Pukul 06.00 Wit, Selasa 15 April 2025, aku memacu sepeda motorku bergegas ke pelabuhan kapal Ferry Bastiong, Ternate, dengan membawa tiga pucuk surat tugas peliputan ke Provinsi Maluku Utara. Tiga lembaga jadi tujuan, DPRD, Dinas PUPR, dan Dinas Perkim.
Masuk lewat gerbang yang belum dijaga, aku melanjutkan ikut mengantri di loket tiket yang sedikit merepotkan. Sekitar 20 menit lebih tiket sudah dibeli, lalu kupacu kembali sepeda motor untuk naik ke kapal Ferry, lanjut parkir di samping kiri dan beranjak naik di dek satu menuju tempat duduk paling belakang.

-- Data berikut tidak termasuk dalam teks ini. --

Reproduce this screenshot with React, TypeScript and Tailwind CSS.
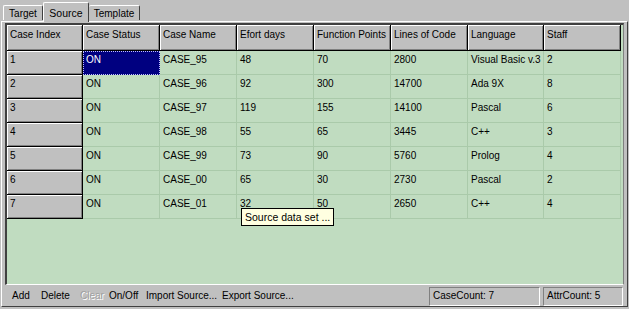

Banyak pegawai Pemprov Maluku Utara yang duduk di deretan kursi belakang bersamaku. Agar memendam masuk angin, maklum pagi-pagi buta harus bergegas ke pelabuhan kapal Ferry, aku memesan secangkir kopi hitam tanpa gula. Tak butuh waktu lama segelas kopi mendarat di atas meja. “Sruuuut” bunyi suara saat bibirku menyeruput kopi pahit buatan awak kapal.
Sambil memandang langit cerah seiring terbitnya mentari, telingaku menangkap nada sumbang yang memekik gendang telinga dan memaksa aku larut dalam minor dawai alunan suara itu.
Suara-suara itu datang dari deretan bangku sebelahku. Ya.. Mereka adalah ASN Pemprov yang aku ceritakan tadi. Mereka meluapkan kekecewaan kepada ibu gubernur gue yang cantik itu. Sambil mendengar percakapan mereka, kunyalakan sebatang rokok. “Huuufff”, asap putih mengepul di udara menambah karbondioksida, sambil ku pandangi dalam-dalam orang-orang yang merayakan kemalangan di hari ini. “Buat apa coba? Tempatnya bukan di sini, ya ampun”.
Salah satu pegawai di depan kanan berbicara sambil menatap ke arahku, suara mesin yang bising berhasil ditutupi dengan prestasi suaranya yang keras, dengan kata-kata yang tajam, ”Kerja gubernur hanya tebar ancaman, masalahnya kita yang bekerja butuh duit,” lantangnya sambil mengutip kembali pernyataan Wakil DPRD Provinsi Maluku Utara, Kuntu Daud, di media online Haliyora.id.